Task objective
Output the full listing word for word.

Supplied material
━━━━━━━━

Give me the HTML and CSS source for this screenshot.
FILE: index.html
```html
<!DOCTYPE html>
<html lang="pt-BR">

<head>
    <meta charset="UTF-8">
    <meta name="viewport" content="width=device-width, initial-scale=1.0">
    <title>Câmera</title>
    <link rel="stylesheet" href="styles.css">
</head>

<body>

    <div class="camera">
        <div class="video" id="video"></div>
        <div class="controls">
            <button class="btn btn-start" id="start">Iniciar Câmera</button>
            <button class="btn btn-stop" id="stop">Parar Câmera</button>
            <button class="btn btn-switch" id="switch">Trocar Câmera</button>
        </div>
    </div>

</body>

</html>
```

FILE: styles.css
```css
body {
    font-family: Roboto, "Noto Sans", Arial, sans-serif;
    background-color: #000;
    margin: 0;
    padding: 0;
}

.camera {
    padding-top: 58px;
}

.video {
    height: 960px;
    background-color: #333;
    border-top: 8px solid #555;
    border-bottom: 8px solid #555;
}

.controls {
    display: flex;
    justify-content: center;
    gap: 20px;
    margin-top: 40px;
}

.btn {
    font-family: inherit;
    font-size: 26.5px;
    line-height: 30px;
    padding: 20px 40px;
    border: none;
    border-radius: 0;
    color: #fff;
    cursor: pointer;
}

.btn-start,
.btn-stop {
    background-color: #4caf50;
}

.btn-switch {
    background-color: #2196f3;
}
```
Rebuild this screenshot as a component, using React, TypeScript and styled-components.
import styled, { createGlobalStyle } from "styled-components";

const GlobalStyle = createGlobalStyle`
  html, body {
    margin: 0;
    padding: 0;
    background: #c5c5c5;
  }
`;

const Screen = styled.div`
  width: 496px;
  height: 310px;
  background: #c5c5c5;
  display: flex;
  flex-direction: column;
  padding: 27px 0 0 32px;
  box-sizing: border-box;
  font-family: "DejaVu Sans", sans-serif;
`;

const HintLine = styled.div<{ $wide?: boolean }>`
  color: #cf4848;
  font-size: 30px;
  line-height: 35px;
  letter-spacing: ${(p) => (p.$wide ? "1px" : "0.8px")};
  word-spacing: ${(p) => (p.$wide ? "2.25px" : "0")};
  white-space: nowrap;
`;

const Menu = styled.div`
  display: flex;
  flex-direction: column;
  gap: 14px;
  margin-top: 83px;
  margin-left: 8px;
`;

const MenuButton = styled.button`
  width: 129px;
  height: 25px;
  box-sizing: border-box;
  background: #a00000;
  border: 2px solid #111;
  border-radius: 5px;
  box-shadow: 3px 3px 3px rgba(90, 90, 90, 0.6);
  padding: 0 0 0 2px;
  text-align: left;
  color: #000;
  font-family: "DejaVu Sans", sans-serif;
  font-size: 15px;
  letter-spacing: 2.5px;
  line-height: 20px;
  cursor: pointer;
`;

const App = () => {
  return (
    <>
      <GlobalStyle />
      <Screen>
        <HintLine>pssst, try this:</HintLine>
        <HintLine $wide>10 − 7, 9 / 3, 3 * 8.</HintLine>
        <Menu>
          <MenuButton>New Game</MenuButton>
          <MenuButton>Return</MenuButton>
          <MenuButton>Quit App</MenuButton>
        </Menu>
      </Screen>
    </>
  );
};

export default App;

━━━━━━━━

Full output
Give me the HTML and CSS source for this screenshot.
FILE: index.html
```html
<!DOCTYPE html>
<html lang="pt-BR">

<head>
    <meta charset="UTF-8">
    <meta name="viewport" content="width=device-width, initial-scale=1.0">
    <title>Câmera</title>
    <link rel="stylesheet" href="styles.css">
</head>

<body>

    <div class="camera">
        <div class="video" id="video"></div>
        <div class="controls">
            <button class="btn btn-start" id="start">Iniciar Câmera</button>
            <button class="btn btn-stop" id="stop">Parar Câmera</button>
            <button class="btn btn-switch" id="switch">Trocar Câmera</button>
        </div>
    </div>

</body>

</html>
```

FILE: styles.css
```css
body {
    font-family: Roboto, "Noto Sans", Arial, sans-serif;
    background-color: #000;
    margin: 0;
    padding: 0;
}

.camera {
    padding-top: 58px;
}

.video {
    height: 960px;
    background-color: #333;
    border-top: 8px solid #555;
    border-bottom: 8px solid #555;
}

.controls {
    display: flex;
    justify-content: center;
    gap: 20px;
    margin-top: 40px;
}

.btn {
    font-family: inherit;
    font-size: 26.5px;
    line-height: 30px;
    padding: 20px 40px;
    border: none;
    border-radius: 0;
    color: #fff;
    cursor: pointer;
}

.btn-start,
.btn-stop {
    background-color: #4caf50;
}

.btn-switch {
    background-color: #2196f3;
}
```
Rebuild this screenshot as a component, using React, TypeScript and styled-components.
import styled, { createGlobalStyle } from "styled-components";

const GlobalStyle = createGlobalStyle`
  html, body {
    margin: 0;
    padding: 0;
    background: #c5c5c5;
  }
`;

const Screen = styled.div`
  width: 496px;
  height: 310px;
  background: #c5c5c5;
  display: flex;
  flex-direction: column;
  padding: 27px 0 0 32px;
  box-sizing: border-box;
  font-family: "DejaVu Sans", sans-serif;
`;

const HintLine = styled.div<{ $wide?: boolean }>`
  color: #cf4848;
  font-size: 30px;
  line-height: 35px;
  letter-spacing: ${(p) => (p.$wide ? "1px" : "0.8px")};
  word-spacing: ${(p) => (p.$wide ? "2.25px" : "0")};
  white-space: nowrap;
`;

const Menu = styled.div`
  display: flex;
  flex-direction: column;
  gap: 14px;
  margin-top: 83px;
  margin-left: 8px;
`;

const MenuButton = styled.button`
  width: 129px;
  height: 25px;
  box-sizing: border-box;
  background: #a00000;
  border: 2px solid #111;
  border-radius: 5px;
  box-shadow: 3px 3px 3px rgba(90, 90, 90, 0.6);
  padding: 0 0 0 2px;
  text-align: left;
  color: #000;
  font-family: "DejaVu Sans", sans-serif;
  font-size: 15px;
  letter-spacing: 2.5px;
  line-height: 20px;
  cursor: pointer;
`;

const App = () => {
  return (
    <>
      <GlobalStyle />
      <Screen>
        <HintLine>pssst, try this:</HintLine>
        <HintLine $wide>10 − 7, 9 / 3, 3 * 8.</HintLine>
        <Menu>
          <MenuButton>New Game</MenuButton>
          <MenuButton>Return</MenuButton>
          <MenuButton>Quit App</MenuButton>
        </Menu>
      </Screen>
    </>
  );
};

export default App;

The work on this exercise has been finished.